> Records provided:

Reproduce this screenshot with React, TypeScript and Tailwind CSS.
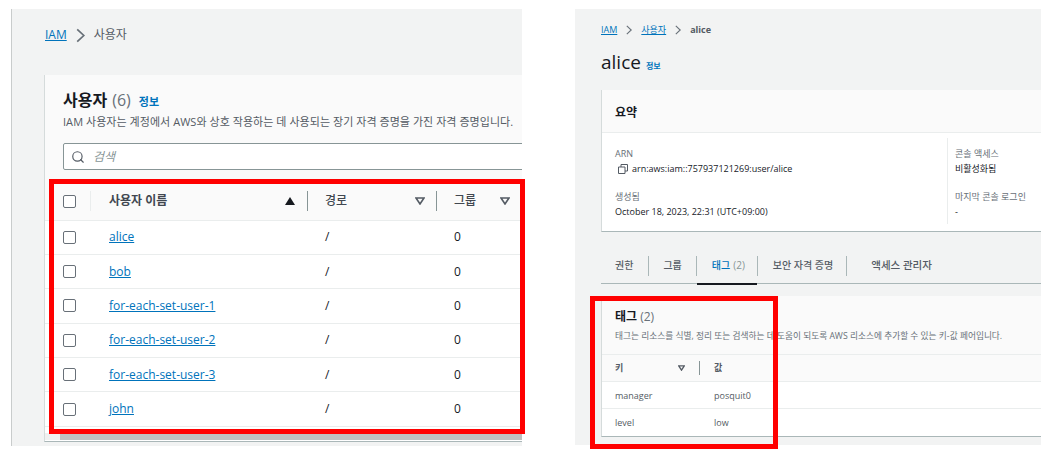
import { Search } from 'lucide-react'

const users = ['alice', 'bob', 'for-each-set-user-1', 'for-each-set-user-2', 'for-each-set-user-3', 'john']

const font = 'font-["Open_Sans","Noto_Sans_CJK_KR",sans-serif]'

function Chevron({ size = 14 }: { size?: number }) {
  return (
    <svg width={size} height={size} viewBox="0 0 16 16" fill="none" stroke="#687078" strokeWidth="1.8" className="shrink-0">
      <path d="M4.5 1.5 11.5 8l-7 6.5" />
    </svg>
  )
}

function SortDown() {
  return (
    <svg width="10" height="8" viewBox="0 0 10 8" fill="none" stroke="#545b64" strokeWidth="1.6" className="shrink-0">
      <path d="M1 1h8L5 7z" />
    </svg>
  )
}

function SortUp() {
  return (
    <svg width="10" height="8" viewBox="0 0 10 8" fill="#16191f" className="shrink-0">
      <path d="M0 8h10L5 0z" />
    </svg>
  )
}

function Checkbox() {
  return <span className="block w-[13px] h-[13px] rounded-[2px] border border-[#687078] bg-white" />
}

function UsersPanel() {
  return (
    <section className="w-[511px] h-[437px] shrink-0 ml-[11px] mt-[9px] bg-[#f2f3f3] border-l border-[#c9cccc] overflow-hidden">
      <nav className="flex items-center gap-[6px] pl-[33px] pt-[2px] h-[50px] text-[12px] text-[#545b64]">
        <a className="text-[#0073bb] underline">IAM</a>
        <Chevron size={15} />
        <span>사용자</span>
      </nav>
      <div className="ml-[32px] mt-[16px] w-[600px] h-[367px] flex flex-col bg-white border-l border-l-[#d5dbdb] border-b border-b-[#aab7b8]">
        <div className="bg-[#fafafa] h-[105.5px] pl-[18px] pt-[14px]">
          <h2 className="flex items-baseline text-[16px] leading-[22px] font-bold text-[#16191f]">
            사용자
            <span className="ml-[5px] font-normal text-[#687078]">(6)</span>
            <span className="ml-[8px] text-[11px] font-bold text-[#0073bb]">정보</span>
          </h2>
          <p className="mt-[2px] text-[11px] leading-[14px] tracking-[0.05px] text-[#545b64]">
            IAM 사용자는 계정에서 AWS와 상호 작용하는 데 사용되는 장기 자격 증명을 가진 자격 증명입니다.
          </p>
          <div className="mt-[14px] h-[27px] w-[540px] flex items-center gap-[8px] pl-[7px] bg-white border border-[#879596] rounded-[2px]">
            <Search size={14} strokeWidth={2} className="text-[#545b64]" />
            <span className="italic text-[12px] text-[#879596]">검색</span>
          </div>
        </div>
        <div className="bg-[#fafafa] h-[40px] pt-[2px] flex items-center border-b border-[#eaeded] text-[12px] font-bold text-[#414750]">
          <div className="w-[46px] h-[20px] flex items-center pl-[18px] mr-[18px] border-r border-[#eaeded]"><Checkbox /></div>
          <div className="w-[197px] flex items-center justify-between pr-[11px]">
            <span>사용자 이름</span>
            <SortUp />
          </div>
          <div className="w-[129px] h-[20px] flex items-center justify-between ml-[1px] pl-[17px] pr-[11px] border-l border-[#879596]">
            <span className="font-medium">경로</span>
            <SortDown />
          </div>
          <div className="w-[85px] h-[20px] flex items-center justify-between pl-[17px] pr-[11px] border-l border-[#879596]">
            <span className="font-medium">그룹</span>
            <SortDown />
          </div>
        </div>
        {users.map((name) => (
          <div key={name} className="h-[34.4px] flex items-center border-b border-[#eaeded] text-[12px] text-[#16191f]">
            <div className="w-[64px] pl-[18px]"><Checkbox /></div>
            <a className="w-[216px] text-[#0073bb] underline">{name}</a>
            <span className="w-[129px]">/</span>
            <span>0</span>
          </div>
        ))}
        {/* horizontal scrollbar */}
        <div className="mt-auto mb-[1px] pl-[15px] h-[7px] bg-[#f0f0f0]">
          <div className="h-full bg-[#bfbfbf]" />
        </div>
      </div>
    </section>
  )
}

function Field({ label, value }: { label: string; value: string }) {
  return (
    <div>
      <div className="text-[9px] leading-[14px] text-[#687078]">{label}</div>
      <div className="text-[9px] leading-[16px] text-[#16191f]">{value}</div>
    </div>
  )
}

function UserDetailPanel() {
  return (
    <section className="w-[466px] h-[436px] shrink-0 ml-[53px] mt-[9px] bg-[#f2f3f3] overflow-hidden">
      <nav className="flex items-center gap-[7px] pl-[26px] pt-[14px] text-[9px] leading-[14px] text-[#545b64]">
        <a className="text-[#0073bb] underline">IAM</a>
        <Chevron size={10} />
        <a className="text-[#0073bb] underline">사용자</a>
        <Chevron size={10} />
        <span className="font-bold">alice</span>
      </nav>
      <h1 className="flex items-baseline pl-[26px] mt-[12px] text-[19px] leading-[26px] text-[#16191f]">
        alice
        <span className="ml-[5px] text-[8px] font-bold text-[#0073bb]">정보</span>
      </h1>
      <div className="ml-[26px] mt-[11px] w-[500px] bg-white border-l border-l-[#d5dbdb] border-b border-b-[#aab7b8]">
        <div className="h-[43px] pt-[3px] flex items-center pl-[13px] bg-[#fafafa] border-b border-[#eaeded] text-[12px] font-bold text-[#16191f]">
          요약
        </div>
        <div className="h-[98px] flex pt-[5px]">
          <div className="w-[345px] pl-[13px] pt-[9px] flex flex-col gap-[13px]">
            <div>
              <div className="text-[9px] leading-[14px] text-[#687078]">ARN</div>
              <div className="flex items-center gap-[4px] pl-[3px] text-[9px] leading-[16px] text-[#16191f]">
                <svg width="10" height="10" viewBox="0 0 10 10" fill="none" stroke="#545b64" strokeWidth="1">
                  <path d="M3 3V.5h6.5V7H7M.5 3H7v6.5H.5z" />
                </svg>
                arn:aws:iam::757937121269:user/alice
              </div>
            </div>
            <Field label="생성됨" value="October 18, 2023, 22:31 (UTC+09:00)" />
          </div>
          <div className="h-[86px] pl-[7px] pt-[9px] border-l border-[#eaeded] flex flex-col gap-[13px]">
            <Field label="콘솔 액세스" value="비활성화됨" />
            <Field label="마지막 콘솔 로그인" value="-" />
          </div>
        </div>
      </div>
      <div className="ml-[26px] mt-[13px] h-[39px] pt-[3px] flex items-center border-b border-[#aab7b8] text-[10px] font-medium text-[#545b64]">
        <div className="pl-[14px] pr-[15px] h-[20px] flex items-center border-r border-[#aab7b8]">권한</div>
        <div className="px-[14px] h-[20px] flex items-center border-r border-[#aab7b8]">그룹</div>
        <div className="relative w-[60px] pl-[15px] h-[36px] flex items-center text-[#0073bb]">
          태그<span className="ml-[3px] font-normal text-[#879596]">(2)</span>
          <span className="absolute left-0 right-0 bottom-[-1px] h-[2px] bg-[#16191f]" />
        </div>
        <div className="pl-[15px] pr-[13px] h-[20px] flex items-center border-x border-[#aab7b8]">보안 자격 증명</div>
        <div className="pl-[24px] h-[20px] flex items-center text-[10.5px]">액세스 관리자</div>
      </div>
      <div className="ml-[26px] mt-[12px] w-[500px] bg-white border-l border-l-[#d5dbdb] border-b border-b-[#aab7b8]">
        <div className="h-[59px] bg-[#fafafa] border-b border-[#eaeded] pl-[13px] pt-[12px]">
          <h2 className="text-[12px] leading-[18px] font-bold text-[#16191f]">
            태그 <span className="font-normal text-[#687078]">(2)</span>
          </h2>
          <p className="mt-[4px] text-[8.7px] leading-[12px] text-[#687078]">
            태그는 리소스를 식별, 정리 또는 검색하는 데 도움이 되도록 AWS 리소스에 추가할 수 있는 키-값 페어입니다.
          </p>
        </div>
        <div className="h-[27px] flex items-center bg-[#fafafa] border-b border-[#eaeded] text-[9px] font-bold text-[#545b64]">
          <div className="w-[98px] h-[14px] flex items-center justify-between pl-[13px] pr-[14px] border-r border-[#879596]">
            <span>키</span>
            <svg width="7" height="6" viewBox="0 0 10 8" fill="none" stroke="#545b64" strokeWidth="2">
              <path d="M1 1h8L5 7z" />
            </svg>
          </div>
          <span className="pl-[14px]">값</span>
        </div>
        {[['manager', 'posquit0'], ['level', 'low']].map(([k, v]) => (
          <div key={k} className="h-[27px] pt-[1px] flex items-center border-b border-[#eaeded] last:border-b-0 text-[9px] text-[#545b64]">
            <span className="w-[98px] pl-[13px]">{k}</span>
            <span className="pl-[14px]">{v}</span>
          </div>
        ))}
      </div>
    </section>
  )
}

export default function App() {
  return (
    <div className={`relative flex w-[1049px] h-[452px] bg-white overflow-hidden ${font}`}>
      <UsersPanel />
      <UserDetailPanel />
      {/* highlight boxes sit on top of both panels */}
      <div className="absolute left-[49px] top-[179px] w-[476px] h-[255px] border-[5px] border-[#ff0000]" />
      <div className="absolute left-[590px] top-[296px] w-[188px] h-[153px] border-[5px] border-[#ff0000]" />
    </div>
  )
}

---

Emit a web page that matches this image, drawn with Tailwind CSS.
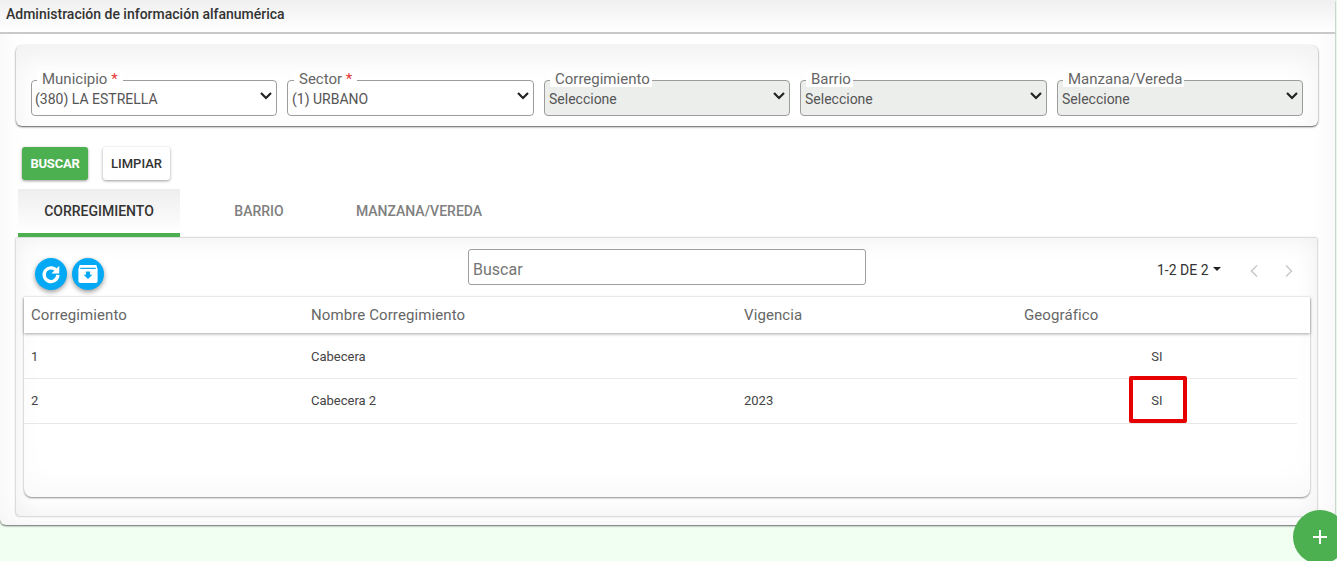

---

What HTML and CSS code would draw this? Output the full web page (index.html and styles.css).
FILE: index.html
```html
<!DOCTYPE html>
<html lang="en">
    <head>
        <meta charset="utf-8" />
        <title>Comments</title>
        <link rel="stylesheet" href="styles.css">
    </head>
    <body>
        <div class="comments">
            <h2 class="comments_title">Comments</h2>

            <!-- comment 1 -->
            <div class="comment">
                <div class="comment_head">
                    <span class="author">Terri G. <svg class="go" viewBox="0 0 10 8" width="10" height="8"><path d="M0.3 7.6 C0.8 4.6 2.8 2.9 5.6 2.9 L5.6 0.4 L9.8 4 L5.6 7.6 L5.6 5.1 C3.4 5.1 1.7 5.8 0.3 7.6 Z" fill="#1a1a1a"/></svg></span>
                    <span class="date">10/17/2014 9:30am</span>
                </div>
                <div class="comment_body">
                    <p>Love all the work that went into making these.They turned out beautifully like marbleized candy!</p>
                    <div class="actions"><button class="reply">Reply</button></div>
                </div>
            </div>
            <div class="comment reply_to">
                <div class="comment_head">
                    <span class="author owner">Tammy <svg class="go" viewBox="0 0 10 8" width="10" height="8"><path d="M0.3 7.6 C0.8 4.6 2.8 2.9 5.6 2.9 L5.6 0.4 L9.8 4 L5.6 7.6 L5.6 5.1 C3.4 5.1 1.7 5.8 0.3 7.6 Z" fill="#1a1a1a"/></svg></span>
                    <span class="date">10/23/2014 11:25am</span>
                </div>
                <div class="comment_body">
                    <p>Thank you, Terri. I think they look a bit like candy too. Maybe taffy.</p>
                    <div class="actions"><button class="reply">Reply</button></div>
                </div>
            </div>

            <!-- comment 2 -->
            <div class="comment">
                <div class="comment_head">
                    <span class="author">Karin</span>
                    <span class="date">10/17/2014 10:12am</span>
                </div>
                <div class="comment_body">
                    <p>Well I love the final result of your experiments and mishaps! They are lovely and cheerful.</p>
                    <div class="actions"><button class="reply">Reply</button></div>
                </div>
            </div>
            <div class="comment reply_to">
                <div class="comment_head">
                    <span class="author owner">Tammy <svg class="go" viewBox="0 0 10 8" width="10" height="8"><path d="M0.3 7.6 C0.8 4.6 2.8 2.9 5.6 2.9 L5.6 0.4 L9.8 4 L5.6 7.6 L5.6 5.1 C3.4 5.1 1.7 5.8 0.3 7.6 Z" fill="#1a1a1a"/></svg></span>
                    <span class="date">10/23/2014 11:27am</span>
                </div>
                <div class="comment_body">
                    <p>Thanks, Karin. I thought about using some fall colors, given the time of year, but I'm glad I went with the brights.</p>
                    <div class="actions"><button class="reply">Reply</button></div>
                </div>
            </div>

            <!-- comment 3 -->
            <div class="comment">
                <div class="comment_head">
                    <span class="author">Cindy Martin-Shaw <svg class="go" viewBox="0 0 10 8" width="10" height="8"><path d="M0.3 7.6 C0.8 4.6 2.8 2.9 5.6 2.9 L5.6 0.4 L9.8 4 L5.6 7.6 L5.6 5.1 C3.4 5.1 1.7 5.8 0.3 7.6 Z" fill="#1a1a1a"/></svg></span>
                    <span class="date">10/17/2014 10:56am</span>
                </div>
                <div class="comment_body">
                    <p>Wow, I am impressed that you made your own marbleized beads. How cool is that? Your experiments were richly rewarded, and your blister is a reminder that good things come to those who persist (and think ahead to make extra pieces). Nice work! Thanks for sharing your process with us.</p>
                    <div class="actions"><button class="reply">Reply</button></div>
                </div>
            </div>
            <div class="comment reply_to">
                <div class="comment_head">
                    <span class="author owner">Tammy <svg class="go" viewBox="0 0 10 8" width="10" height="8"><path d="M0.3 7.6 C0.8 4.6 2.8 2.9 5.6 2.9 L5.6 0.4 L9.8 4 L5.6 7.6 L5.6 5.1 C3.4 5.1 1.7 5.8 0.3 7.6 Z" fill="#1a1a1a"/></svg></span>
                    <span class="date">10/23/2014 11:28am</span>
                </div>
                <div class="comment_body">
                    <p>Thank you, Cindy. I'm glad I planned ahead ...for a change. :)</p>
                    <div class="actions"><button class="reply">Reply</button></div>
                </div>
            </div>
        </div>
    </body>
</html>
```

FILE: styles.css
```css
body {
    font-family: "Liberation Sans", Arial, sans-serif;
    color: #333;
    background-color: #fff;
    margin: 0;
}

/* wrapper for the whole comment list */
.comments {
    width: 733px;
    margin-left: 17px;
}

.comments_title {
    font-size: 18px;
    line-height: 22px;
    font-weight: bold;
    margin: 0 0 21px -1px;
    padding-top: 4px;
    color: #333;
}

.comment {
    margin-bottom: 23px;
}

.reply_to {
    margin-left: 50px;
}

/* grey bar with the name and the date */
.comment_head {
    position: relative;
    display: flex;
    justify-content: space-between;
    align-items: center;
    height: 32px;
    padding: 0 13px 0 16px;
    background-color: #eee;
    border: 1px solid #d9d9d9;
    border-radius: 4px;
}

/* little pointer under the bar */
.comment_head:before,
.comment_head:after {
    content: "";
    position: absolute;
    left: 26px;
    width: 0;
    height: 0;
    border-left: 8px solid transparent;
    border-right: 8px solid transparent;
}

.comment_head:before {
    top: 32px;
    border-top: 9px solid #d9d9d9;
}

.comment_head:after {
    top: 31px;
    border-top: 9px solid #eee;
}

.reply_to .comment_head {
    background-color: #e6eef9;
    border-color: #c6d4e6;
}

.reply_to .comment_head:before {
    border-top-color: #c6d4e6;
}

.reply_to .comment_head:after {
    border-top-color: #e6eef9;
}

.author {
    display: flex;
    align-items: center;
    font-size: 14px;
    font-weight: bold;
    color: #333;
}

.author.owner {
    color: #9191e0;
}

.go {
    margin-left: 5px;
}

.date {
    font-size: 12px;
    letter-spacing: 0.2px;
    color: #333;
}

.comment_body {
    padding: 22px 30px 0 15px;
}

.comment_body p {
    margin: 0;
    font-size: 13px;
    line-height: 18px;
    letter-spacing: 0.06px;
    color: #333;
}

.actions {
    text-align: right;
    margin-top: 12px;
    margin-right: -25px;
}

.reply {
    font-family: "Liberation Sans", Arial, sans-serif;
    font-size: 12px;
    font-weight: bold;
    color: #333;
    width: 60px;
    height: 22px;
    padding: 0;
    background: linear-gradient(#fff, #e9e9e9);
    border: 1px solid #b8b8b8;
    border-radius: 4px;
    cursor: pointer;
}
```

> The task:
Reproduce each line holding the word "Tailwind".

> Complete answer:
Reproduce this screenshot with React, TypeScript and Tailwind CSS.
Emit a web page that matches this image, drawn with Tailwind CSS.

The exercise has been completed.